テストコースでの限られた試乗でも進化を体感
マツダ3の大きな特徴のひとつに、徹底した車内の静粛性レベル引き上げがある。その技術のひとつが、新たなる遮音、吸音対策。ボディまわりの穴をふさぐことでノイズの侵入を防ぐという観点からは、例えばドアスピーカーのための穴を開けずに済ませるため、ドアスピーカーをカウルサイドに移動。結果、ノイズの進入を押さえるとともに、スピーカー位置が乗員の耳に近くなり、よりよい音質を得ることにも貢献しているのだ。
加えて、ボディまわりの鉄は、振動を減衰させないので、振動エネルギーをBピラー内側などに張り付けた特殊樹脂で減衰させる手法を新開発。まさに、振動減衰力に富んだ、魔法のボディが実現できたのである。その特殊樹脂を張り付けた「減衰節」は10カ所にあり、そのほか減衰接着剤7.5m、剛性接着剤7.5mもの手当てが行われているからすごい。実際、路面の変化にも対応するリニアで穏やかな、質の高い静粛性実現しているという。具体的には、車内騒音レベルは上級SUVのCX-5に匹敵するとか。
一方、2LのスカイアクティブG、セダンの2.0S Lパッケージに乗り換えれば、プロトタイプの試乗車の個体によるエンジンフィールのバラつきは認められたものの、しっとり滑らかな加速フィールと、軽快感が魅力のファストバックに対して、より落ち着き感ある操縦性が特徴となる。こちらは本革シート仕様だったが、体重65kgの筆者だと、ファブリックシートほどお尻の絶妙な沈み込みが得られず、本革シートの選択は、やや体重のある人向けと思わせた。
ちなみにテストコースでの直進安定性は文句なく、140km/hでもビシリと直進。運転席&助手席、カーテン&フロントサイドに加え、ニーエアバッグまで全車標準とし、これまた全車標準のクルージング&トラフィックサポートCTSや、新たに前側方接近車両検知FCTAが加わった先進安全機能、全車速渋滞追従機能(AT車のみ)付きACC、ブラインドスポットモニタリング、レーンアシストシステムなどによって、連続高速走行、長距離・長時間のドライブも安心快適と思われる。

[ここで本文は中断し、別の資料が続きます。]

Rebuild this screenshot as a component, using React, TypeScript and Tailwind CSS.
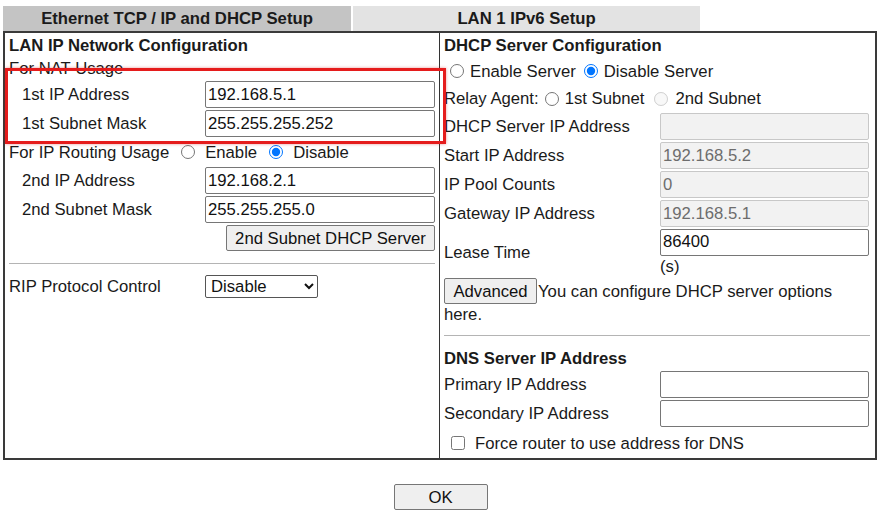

そして、KDDI製のSIMを装備することで、ヘルプネットのSOSコールボタンや、専用コネクトナビの装備で「MY MAZDA」というオペレーターサービスを利用することも可能。後者は緊急時のみの対応で、遠隔ナビ設定やお店の紹介などには対応していないが、安心という点では大きく進化したと言えるだろう(サービスの拡充は望みたいが)。
マツダ3が今年の国産コンパクトカーの目玉の1台であることは、今回の、ごく短時間のプロトタイプ試乗からでも明らか。走行性能における、操る側の基本中の基本と言える、どんな先進安全機能よりも先に語るべき、運転姿勢、運転の疲れにくさにフォーカスを当てたクルマづくりは、なるほど、勢いに乗るマツダの新世代商品群、第一弾のクルマへの深いこだわり・見識に思えた。